Researchers found that over time children start to think more aggressively. And when provoked at home, school or in other situations, children will react much like they do when playing a violent video game. Repeated practice of aggressive ways of thinking appears to drive the long-term effect of violent games on aggression.
“Violent video games model physical aggression,” said Craig Anderson, Distinguished Professor of psychology and director of the Center for the Study of Violence at Iowa State and co-author of the report. “They also reward players for being alert to hostile intentions and for using aggressive behavior to solve conflicts. Practicing such aggressive thinking in these games improves the ability of the players to think aggressively. In turn, this habitual aggressive thinking increases their aggressiveness in real life.”
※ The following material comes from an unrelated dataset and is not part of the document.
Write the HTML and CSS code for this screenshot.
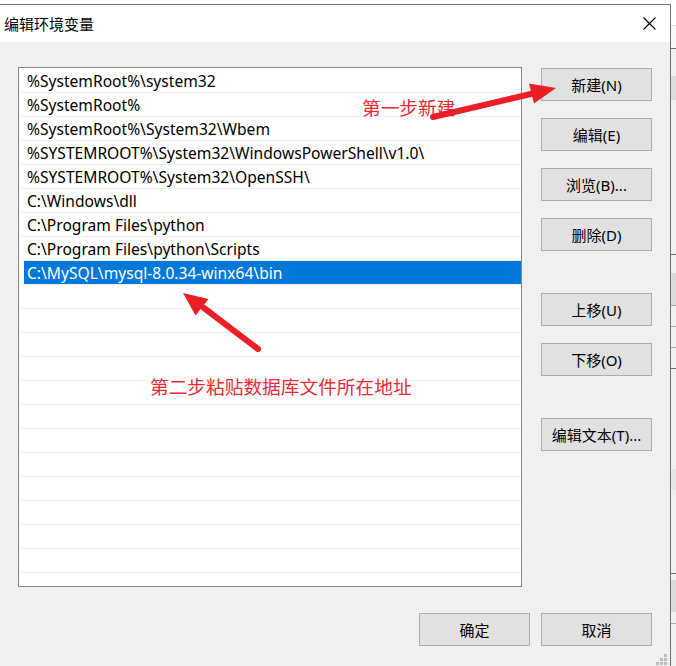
FILE: index.html
```html
<!DOCTYPE html>
<html lang="zh-CN">
<head>
<meta charset="utf-8">
<title>编辑环境变量</title>
<link rel="stylesheet" href="styles.css">
</head>
<body>
<div class="screen">
  <div class="dialog">
    <div class="titlebar">
      <span class="title">编辑环境变量</span>
      <span class="close">
        <svg width="13" height="13" viewBox="0 0 13 13"><path d="M0.5 0.5 L12.5 12.5 M12.5 0.5 L0.5 12.5" stroke="#000" stroke-width="1.1" fill="none"/></svg>
      </span>
    </div>
    <div class="body">
      <div class="main">
        <div class="list">
          <div class="row"><span class="cell">%SystemRoot%\system32</span></div>
          <div class="row"><span class="cell">%SystemRoot%</span></div>
          <div class="row"><span class="cell">%SystemRoot%\System32\Wbem</span></div>
          <div class="row"><span class="cell">%SYSTEMROOT%\System32\WindowsPowerShell\v1.0\</span></div>
          <div class="row"><span class="cell">%SYSTEMROOT%\System32\OpenSSH\</span></div>
          <div class="row"><span class="cell">C:\Windows\dll</span></div>
          <div class="row"><span class="cell">C:\Program Files\python</span></div>
          <div class="row"><span class="cell">C:\Program Files\python\Scripts</span></div>
          <div class="row selected"><span class="cell">C:\MySQL\mysql-8.0.34-winx64\bin</span></div>
          <div class="row"><span class="cell"></span></div>
          <div class="row"><span class="cell"></span></div>
          <div class="row"><span class="cell"></span></div>
          <div class="row"><span class="cell"></span></div>
          <div class="row"><span class="cell"></span></div>
          <div class="row"><span class="cell"></span></div>
          <div class="row"><span class="cell"></span></div>
          <div class="row"><span class="cell"></span></div>
          <div class="row"><span class="cell"></span></div>
          <div class="row"><span class="cell"></span></div>
          <div class="row"><span class="cell"></span></div>
          <div class="row"><span class="cell"></span></div>
          <div class="row"><span class="cell"></span></div>
        </div>
        <div class="side">
          <div class="btn">新建(N)</div>
          <div class="btn">编辑(E)</div>
          <div class="btn">浏览(B)...</div>
          <div class="btn">删除(D)</div>
          <div class="btn spaced">上移(U)</div>
          <div class="btn">下移(O)</div>
          <div class="btn spaced">编辑文本(T)...</div>
        </div>
      </div>
      <div class="footer">
        <div class="btn">确定</div>
        <div class="btn">取消</div>
      </div>
      <svg class="grip" width="11" height="11" viewBox="0 0 11 11">
        <rect x="8" y="0" width="3" height="3" fill="#bdbdbd"/>
        <rect x="4" y="4" width="3" height="3" fill="#bdbdbd"/>
        <rect x="8" y="4" width="3" height="3" fill="#bdbdbd"/>
        <rect x="0" y="8" width="3" height="3" fill="#bdbdbd"/>
        <rect x="4" y="8" width="3" height="3" fill="#bdbdbd"/>
        <rect x="8" y="8" width="3" height="3" fill="#bdbdbd"/>
      </svg>
    </div>
  </div>
  <div class="behind">
    <div class="bh b-white"></div>
    <div class="bh b-line-light"></div>
    <div class="bh b-top"></div>
    <div class="bh b-line-dark"></div>
    <div class="bh b-s1"></div>
    <div class="bh b-block"></div>
    <div class="bh b-s2"></div>
    <div class="bh b-line-dark"></div>
    <div class="bh b-s3"></div>
    <div class="bh b-block2"></div>
    <div class="bh b-line-mid"></div>
    <div class="bh b-s4"></div>
    <div class="bh b-line-mid"></div>
    <div class="bh b-s4"></div>
    <div class="bh b-line-mid"></div>
    <div class="bh b-s4"></div>
    <div class="bh b-line-dark"></div>
    <div class="bh b-s5"></div>
    <div class="bh b-block3"></div>
    <div class="bh b-s6"></div>
    <div class="bh b-line-dark"></div>
    <div class="bh b-s7"></div>
    <div class="bh b-block2"></div>
    <div class="bh b-s8"></div>
    <div class="bh b-line-mid"></div>
    <div class="bh b-rest"></div>
  </div>

  <div class="note note-1">第一步新建</div>
  <div class="note note-2">第二步粘贴数据库文件所在地址</div>
  <svg class="arrows" width="676" height="666" viewBox="0 0 676 666">
    <line x1="433" y1="117" x2="533" y2="93.5" stroke="#ea1f27" stroke-width="6" stroke-linecap="round"/>
    <polygon points="556,88 529,83.5 534,103.5" fill="#ea1f27"/>
    <line x1="258" y1="349" x2="204" y2="308" stroke="#ea1f27" stroke-width="6" stroke-linecap="round"/>
    <polygon points="183,293 208.5,299 195.5,315.5" fill="#ea1f27"/>
  </svg>
</div>
</body>
</html>
```
FILE: styles.css
```css
html, body {
  margin: 0;
  padding: 0;
  background: #ffffff;
}

.screen {
  position: relative;
  width: 676px;
  height: 666px;
  overflow: hidden;
  display: flex;
  font-family: "Noto Sans", "Noto Sans CJK SC", sans-serif;
  color: #000;
}

.dialog {
  width: 671px;
  margin-top: 4px;
  border-top: 1px solid #6f6f6f;
  border-right: 1px solid #6f6f6f;
  box-sizing: border-box;
  display: flex;
  flex-direction: column;
}

.titlebar {
  height: 37px;
  background: #ffffff;
  display: flex;
  align-items: center;
  justify-content: space-between;
  padding-left: 4px;
  padding-right: 14px;
}

.title {
  font-family: "Noto Sans CJK SC", sans-serif;
  font-size: 15px;
  line-height: 20px;
  margin-top: 1px;
}

.close {
  display: flex;
  width: 13px;
  height: 13px;
}

.body {
  position: relative;
  flex: 1;
  background: #f0f0f0;
  padding: 25px 18px 0 18px;
}

.main {
  display: flex;
  gap: 19px;
}

.list {
  width: 504px;
  height: 520px;
  box-sizing: border-box;
  border: 1px solid #828790;
  background: #ffffff;
  padding-top: 1px;
  overflow: hidden;
}

.row {
  height: 24px;
  box-sizing: border-box;
  margin-left: 1px;
  border-bottom: 1px solid #f0f0f0;
  display: flex;
}

.cell {
  flex: 1;
  margin-left: 4px;
  padding-left: 3px;
  padding-top: 2px;
  font-size: 15.6px;
  line-height: 21px;
  white-space: nowrap;
}

.row.selected .cell {
  background: #0078d7;
  color: #ffffff;
}

.side {
  display: flex;
  flex-direction: column;
  gap: 17px;
  padding-top: 1px;
}

.btn {
  width: 111px;
  height: 33px;
  box-sizing: border-box;
  border: 1px solid #adadad;
  background: #e1e1e1;
  display: flex;
  align-items: center;
  justify-content: center;
  font-size: 15px;
  line-height: 20px;
  padding-top: 1px;
  white-space: nowrap;
}

.btn.spaced {
  margin-top: 25px;
}

.footer {
  display: flex;
  justify-content: flex-end;
  gap: 11px;
  margin-top: 26px;
}

.grip {
  position: absolute;
  right: 3px;
  bottom: 1px;
}

.behind {
  width: 5px;
  display: flex;
  flex-direction: column;
  background: #f0f0f0;
}

.bh { width: 100%; flex: none; }
.b-white { height: 25px; background: #ffffff; }
.b-line-light { height: 1px; background: #d9d9d9; }
.b-top { height: 22px; background: #f7f7f7; }
.b-line-dark { height: 1px; background: #6f6f6f; }
.b-s1 { height: 27px; background: #f0f0f0; }
.b-block { height: 24px; background: #dcdcdc; }
.b-s2 { height: 154px; background: #f0f0f0; }
.b-s3 { height: 18px; background: #f0f0f0; }
.b-block2 { height: 32px; background: #dadada; }
.b-line-mid { height: 1px; background: #a8a8a8; }
.b-s4 { height: 20px; background: #f0f0f0; }
.b-s5 { height: 100px; background: #f0f0f0; }
.b-block3 { height: 21px; background: #e6e6e6; }
.b-s6 { height: 83px; background: #f0f0f0; }
.b-s7 { height: 6px; background: #f0f0f0; }
.b-s8 { height: 11px; background: #f0f0f0; }
.b-rest { flex: 1; background: #f0f0f0; }

.note {
  position: absolute;
  font-family: "Noto Sans CJK SC", sans-serif;
  font-size: 18.7px;
  line-height: 24px;
  color: #ea2a31;
  white-space: nowrap;
}

.note-1 { left: 362px; top: 95px; }
.note-2 { left: 150px; top: 374px; }

.arrows {
  position: absolute;
  left: 0;
  top: 0;
  pointer-events: none;
}
```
The study followed more than 3,000 children in third, fourth, seventh and eighth grades for three years. Researchers collected data each year to track the amount of time spent playing video games, the violent content of the game and changes in a child’s behavior. The length and size of the study made it possible for researchers to detect and test even small effects.
Boys reported doing more physically aggressive behaviors and spending more time playing violent games than girls. However, even when researchers controlled for gender, the violent video game effects on behavior were the same for girls and boys.
To test whether violent games had a greater effect on children who were more aggressive, researchers compared children with high and low levels of aggression. Much like gender, they did not find a significant difference in terms of the effect from violent games.
“The results make a pretty strong argument that gender and age really don’t affect this relationship between video game play, aggressive thinking and aggressive behavior,” said Sara Prot, a graduate student in psychology at Iowa State. “There are lasting effects on thinking and behavior. You can’t say one group, because of their gender, age or culture, is protected from the effects in some special way.”
Children learn both good and bad behavior
More than 90 percent of children and teens play video games, and researchers say the majority of those games contain some type of violent content. However, that does not mean all games are bad and that children will only develop bad habits. These latest results build upon a previous study, published in Psychological Science, that analyzed the influence of prosocial media.
That earlier cross-cultural study, led by Prot, Gentile and Anderson, found that prosocial media – video games, movies or TV shows that portray helpful, caring and cooperative behaviors – positively influence behavior regardless of culture. The study, the first of its kind, tested levels of empathy and helpfulness of thousands of children and adolescents in seven countries. In combination, these studies show that the content of the video games youth play – prosocial or antisocial – determines their impact on real world behavior.